CFP AAG 2017: (Extra)territoriality: re-examining territorial control within and beyond state borders

Call For Papers
AAG 2017 Boston (April 5-8, 2017)

Session title: (Extra)territoriality: re-examining territorial control within and beyond state borders

Organizers:

Sara Hughes, UCLA

Josh Watkins, UC Davis
From deterritorialization to reterritorialization, the linkages between territory, sovereignty, borders, and mobilities are constantly being challenged, reproduced, and reinforced, both conceptually and practically. As territorial control and state power continue to be asserted beyond nation-states’ formal borders, and bordering practices manifest in increasingly complex ways and divergent spaces, it is essential political geographers continue to engage with, re-conceptualize, and empirically verify theories of territoriality–the attempt to control people, phenomena, and relationships by delimiting, asserting control over, and otherwise producing  geographic areas. The aim of this session is to critically examine territoriality within and beyond state borders, particularly how territorial control and the power to (re)produce space/place operates and is situated in diverse geopolitical contexts, across a variety of socio-spatial scales and temporalities. The session seeks to explore and shed light upon the factors, means, and outcomes of manifesting territorialities across space through a full range of theoretical and methodological approaches.

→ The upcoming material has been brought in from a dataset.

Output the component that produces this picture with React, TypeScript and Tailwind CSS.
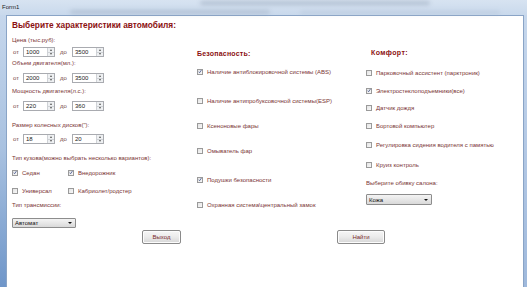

Papers may focus on, but are not limited to:

  • Borders, mobility, and territorial control problematizing the Westphalian imaginary and/or across a variety of socio-spatial scales and temporalities
  • Territoriality, power, and governance
  • Geopolitical representations and culture
  • Militarization, dispossession, settler colonialism, and the space of occupation
  • Blurred distinctions between spaces of war/peace, foreign/domestic, enemy/civilian
  • Geographies of law and law enforcement
  • Everyday dimensions of territorial policing, securitization, surveillance, and violence
  • Comparative studies or studies in under-researched geographic/historical areas

This session is sponsored by the Political Geography and Cultural Geography Speciality Groups.